## EXERCISE TASK
Can you output, word for word, the lines between the one holding "Recreate this image" and the one holding "w-full h-[36px] border", inclusive, leaving out any pictures?

## SOURCE MATERIAL
* START *
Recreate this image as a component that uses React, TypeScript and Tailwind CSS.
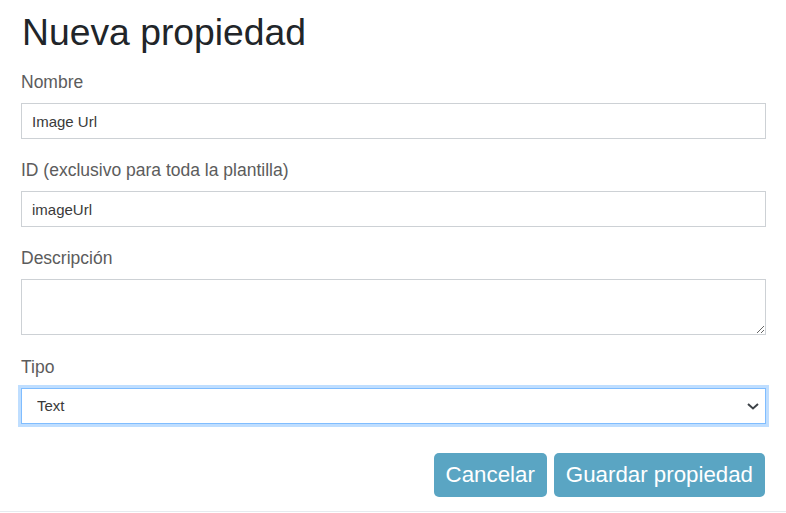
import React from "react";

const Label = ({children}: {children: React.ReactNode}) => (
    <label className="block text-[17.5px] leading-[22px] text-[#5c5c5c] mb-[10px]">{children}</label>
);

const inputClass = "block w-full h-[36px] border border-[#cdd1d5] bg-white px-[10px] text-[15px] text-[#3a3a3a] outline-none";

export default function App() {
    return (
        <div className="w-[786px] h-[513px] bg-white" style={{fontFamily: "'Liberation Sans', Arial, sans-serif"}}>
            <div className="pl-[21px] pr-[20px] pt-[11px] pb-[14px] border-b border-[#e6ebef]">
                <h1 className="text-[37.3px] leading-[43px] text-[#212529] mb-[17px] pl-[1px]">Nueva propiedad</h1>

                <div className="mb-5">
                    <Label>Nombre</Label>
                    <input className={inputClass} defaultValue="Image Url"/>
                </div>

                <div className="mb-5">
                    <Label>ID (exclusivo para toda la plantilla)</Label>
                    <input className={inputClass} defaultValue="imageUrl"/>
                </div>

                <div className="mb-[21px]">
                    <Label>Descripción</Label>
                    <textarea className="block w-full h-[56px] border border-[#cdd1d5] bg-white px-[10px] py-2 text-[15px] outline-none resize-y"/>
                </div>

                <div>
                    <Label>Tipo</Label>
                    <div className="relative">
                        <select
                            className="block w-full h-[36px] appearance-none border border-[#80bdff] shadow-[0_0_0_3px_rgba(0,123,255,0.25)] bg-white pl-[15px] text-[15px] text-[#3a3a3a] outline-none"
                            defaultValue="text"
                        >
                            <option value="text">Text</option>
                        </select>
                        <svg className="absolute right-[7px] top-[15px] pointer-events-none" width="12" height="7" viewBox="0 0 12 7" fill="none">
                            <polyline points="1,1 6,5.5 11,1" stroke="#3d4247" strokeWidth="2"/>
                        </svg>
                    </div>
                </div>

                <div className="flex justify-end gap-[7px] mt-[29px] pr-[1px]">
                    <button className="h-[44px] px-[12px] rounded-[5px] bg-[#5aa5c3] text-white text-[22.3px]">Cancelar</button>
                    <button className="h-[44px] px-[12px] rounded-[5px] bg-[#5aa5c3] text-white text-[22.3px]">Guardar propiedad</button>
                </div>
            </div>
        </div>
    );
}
* END *
* START *
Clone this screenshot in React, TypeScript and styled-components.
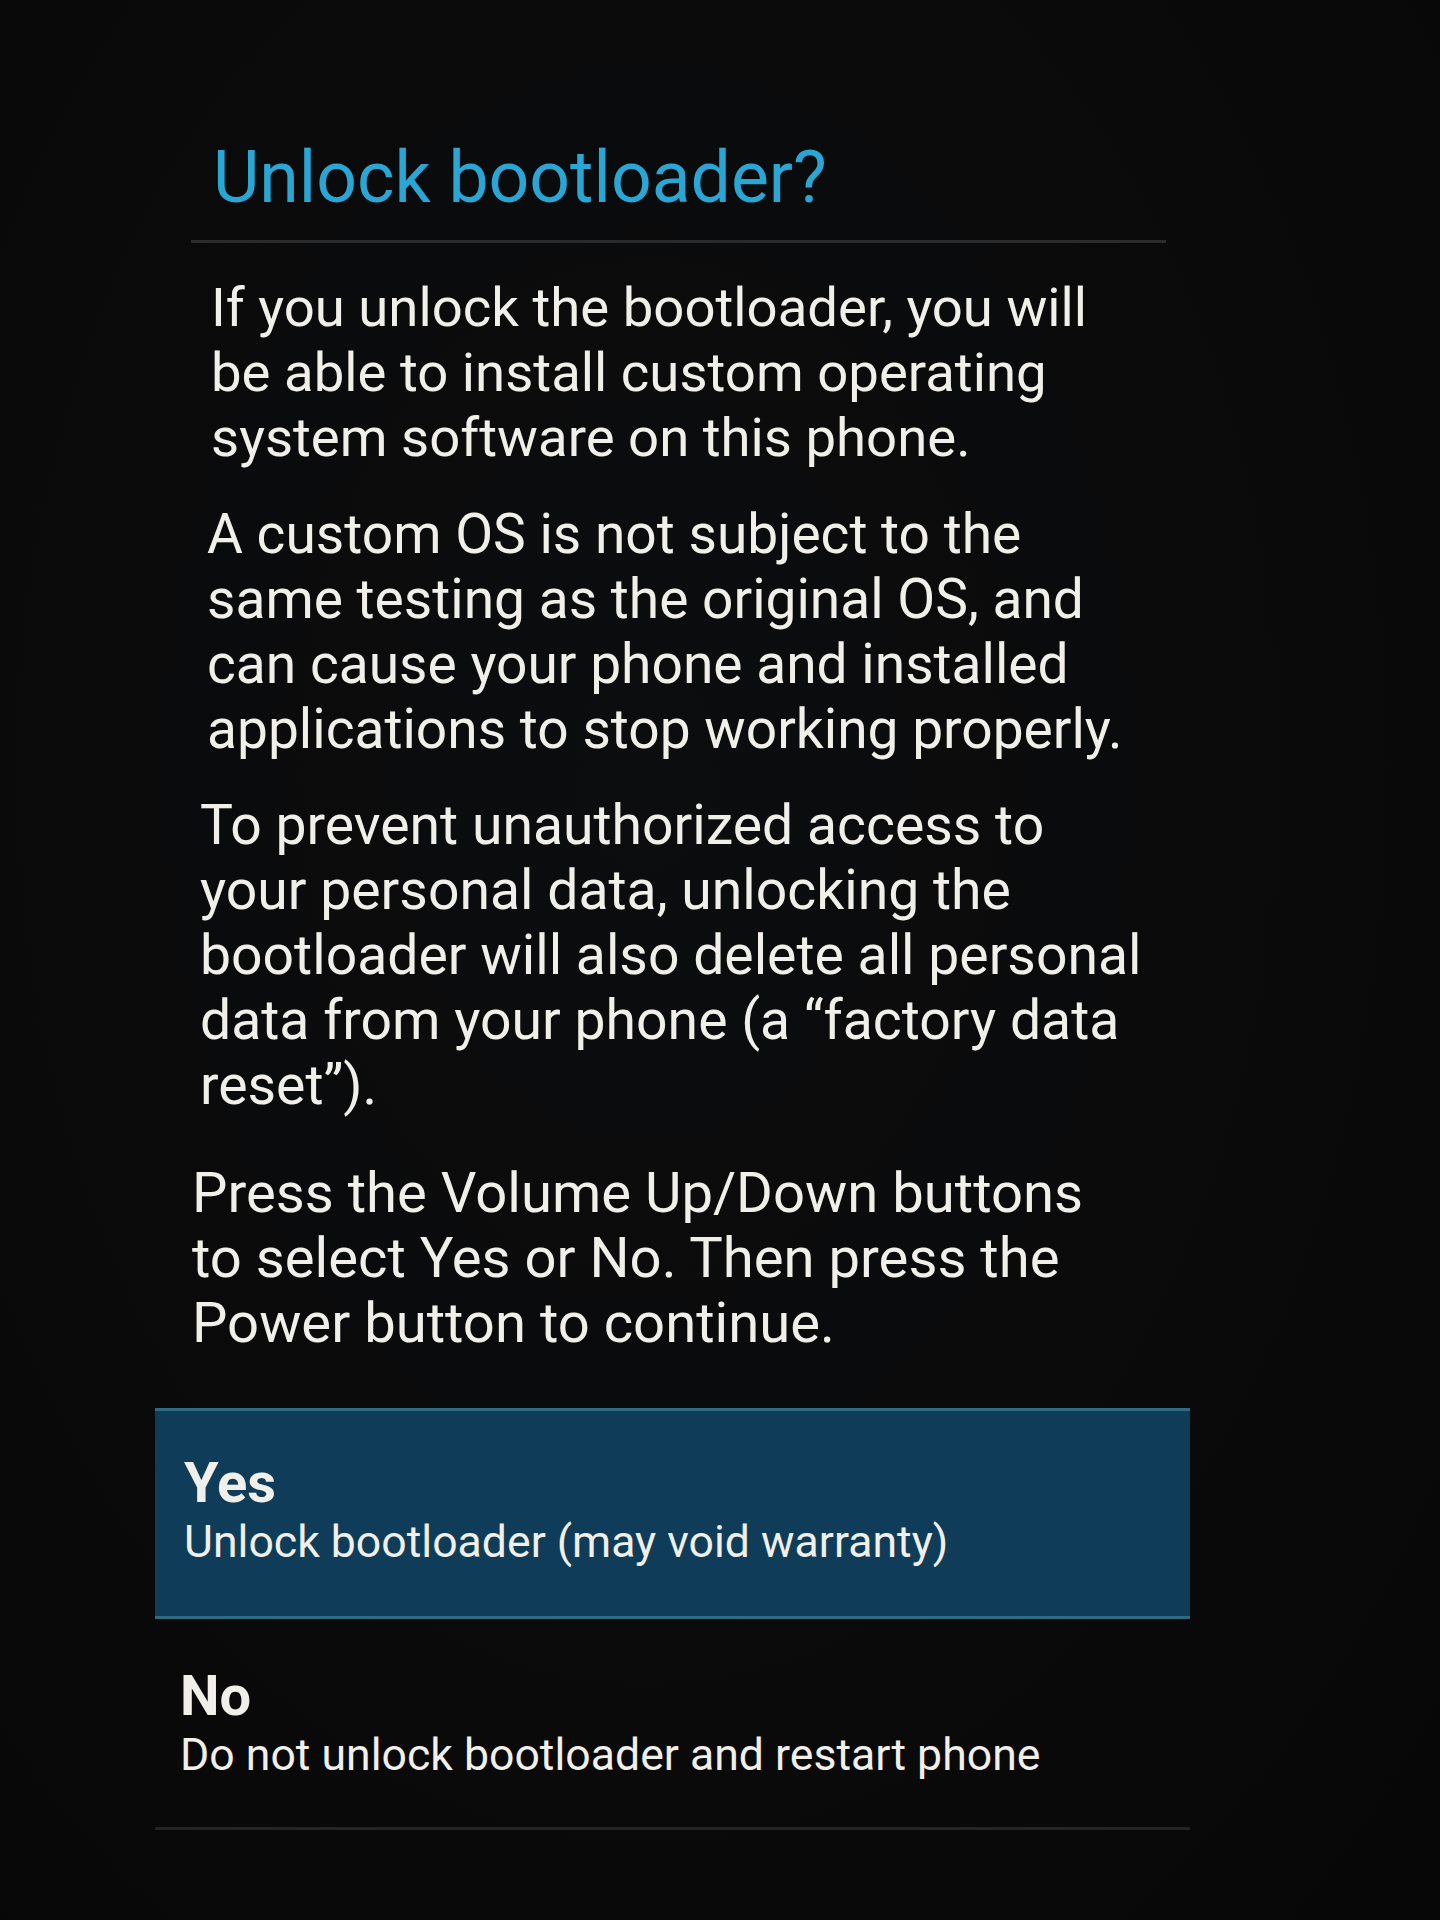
* END *
* START *
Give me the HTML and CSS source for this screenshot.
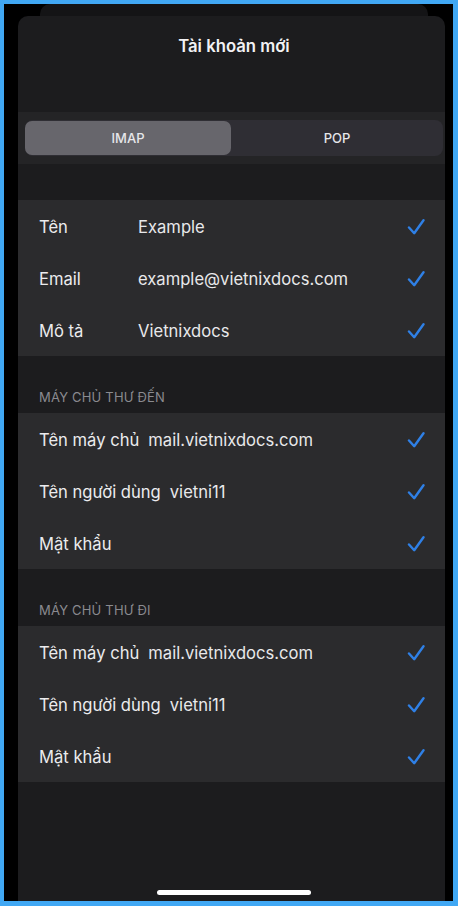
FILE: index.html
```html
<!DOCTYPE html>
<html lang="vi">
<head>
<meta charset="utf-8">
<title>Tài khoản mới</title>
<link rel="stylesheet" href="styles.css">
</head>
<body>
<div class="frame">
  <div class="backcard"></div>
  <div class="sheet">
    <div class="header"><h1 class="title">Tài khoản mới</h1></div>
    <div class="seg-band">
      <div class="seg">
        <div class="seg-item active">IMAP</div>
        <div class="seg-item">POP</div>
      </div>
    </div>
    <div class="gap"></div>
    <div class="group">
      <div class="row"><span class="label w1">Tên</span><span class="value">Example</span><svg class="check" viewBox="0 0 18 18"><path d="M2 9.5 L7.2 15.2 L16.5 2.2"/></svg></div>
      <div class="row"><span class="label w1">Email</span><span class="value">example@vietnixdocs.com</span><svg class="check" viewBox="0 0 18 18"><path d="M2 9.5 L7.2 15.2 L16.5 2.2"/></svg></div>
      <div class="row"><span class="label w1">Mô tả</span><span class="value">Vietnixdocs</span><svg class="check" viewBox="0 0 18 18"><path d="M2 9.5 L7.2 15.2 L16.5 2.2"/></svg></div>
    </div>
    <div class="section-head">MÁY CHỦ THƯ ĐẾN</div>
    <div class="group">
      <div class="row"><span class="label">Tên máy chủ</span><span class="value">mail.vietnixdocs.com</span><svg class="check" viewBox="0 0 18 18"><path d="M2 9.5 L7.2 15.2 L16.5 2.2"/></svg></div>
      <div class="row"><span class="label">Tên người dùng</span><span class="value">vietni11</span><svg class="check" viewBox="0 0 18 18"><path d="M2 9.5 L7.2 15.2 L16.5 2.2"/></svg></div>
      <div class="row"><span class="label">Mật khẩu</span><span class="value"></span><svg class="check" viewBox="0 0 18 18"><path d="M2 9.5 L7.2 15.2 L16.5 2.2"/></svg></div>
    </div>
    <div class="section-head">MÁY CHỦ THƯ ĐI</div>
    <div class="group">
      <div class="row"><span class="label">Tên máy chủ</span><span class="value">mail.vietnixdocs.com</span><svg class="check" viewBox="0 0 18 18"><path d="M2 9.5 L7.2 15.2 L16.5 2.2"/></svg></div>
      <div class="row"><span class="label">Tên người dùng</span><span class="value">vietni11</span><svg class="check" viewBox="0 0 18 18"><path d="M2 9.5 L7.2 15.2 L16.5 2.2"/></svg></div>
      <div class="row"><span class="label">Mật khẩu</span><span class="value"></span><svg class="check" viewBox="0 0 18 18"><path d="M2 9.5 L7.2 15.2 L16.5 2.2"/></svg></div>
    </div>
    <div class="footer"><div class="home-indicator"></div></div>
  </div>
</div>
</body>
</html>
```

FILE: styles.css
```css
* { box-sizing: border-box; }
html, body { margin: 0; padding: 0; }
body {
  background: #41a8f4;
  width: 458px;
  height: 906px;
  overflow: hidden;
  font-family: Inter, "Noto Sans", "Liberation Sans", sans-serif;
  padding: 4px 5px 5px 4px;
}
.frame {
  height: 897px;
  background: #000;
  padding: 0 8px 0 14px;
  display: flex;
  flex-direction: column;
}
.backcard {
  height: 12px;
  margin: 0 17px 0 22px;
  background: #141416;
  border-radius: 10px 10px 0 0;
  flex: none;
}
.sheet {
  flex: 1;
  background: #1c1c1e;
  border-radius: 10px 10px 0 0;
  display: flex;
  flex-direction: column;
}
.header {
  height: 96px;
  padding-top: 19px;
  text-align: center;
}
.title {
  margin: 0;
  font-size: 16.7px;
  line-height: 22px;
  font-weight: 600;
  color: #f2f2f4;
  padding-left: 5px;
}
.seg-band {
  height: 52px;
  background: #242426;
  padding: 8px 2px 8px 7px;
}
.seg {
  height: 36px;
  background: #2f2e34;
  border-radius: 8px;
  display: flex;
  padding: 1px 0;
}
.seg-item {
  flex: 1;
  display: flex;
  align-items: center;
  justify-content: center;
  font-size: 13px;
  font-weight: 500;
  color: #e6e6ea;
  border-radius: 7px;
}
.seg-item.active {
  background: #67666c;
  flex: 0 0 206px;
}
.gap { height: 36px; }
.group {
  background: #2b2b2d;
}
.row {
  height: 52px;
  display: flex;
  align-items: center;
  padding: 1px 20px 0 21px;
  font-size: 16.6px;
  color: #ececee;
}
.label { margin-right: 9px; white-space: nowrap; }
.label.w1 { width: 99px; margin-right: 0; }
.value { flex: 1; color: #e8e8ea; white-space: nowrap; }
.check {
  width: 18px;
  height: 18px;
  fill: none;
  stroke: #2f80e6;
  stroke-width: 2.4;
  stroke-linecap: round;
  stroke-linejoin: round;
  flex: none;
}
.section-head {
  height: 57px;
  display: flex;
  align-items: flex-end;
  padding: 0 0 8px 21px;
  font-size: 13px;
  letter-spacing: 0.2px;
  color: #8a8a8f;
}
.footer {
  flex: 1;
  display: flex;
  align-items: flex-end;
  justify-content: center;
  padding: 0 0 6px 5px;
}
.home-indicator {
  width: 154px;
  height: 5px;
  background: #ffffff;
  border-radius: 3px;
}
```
* END *
## OUTPUT FOR THIS TASK
Recreate this image as a component that uses React, TypeScript and Tailwind CSS.
import React from "react";

const Label = ({children}: {children: React.ReactNode}) => (
    <label className="block text-[17.5px] leading-[22px] text-[#5c5c5c] mb-[10px]">{children}</label>
);

const inputClass = "block w-full h-[36px] border border-[#cdd1d5] bg-white px-[10px] text-[15px] text-[#3a3a3a] outline-none";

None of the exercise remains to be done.